Sync vs Async Communication
2 min read
Synchronous calls block the caller; async calls don't. Most coupling bugs come from mixing these up.
Synchronous calls block the caller; async calls don't. Most coupling bugs come from mixing these up.
How It Works
Every inter-service call is either synchronous (caller blocks waiting for a response) or asynchronous (caller fires and moves on, consuming the response later if at all). Sync is simpler — request, response, proceed — but it couples uptime: if the downstream is slow, you're slow; if it's down, you're down. Async decouples with queues (see Queues) or event streams, isolating failures, but introduces eventual consistency.

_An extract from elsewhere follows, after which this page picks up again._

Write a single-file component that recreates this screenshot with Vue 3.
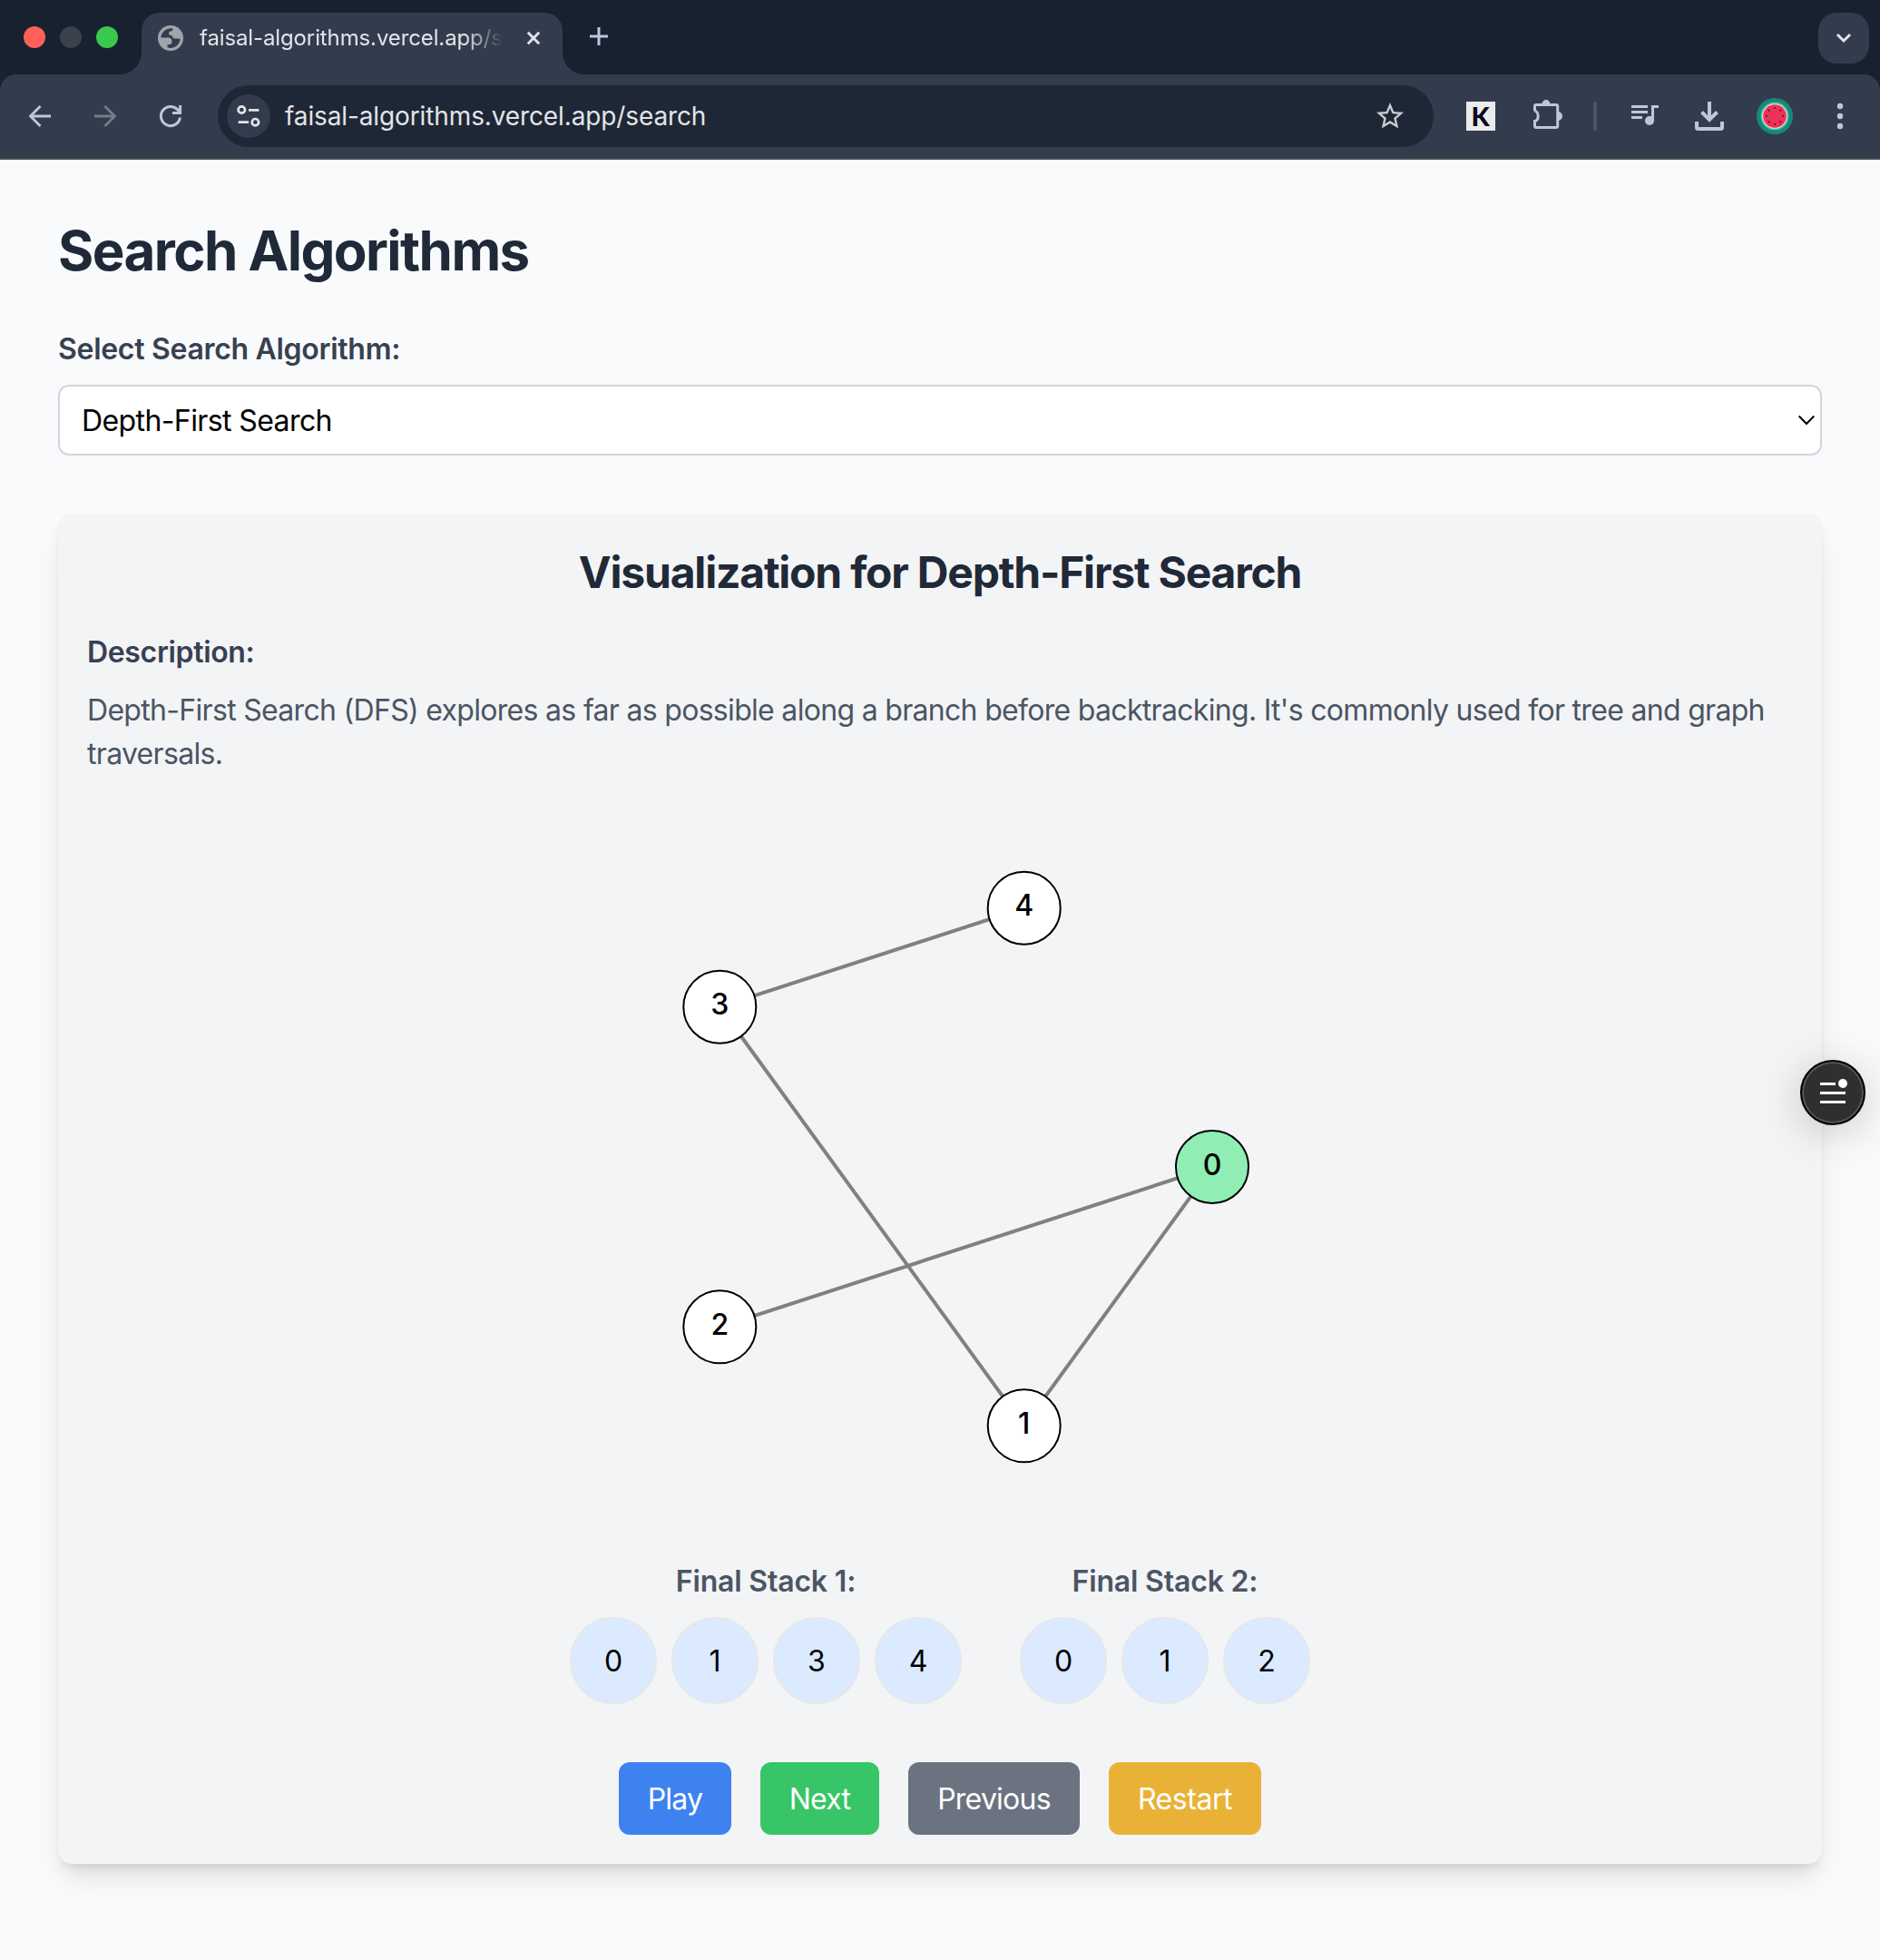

Rule of thumb: sync for on-the-critical-path reads where the caller needs the answer (checkout needs inventory); async for fire-and-forget writes or slow work (notifications, search indexing, analytics). In interviews, name the protocol AND the direction for every edge in your architecture diagram — unlabeled arrows don't communicate which type of coupling you're introducing.
Real-World Example
Airbnb's payment flow uses sync for the credit-card charge (the user is waiting and needs the authorize result before the booking can be confirmed) but async for emailing the receipt and updating the host's earnings dashboard. If the email service is down, the charge still succeeds, the user sees the booking confirmed, and the receipt email arrives when email comes back. Mixing these — making receipt sync — would tie booking reliability to SMTP availability, which sounds absurd but is a common real-world coupling bug.
Test Yourself
Scenario: A user posts to your social app. Three things happen next: (a) the post appears in their feed, (b) it is indexed for search, (c) it is scanned for spam/abuse. For each, pick sync or async, and justify.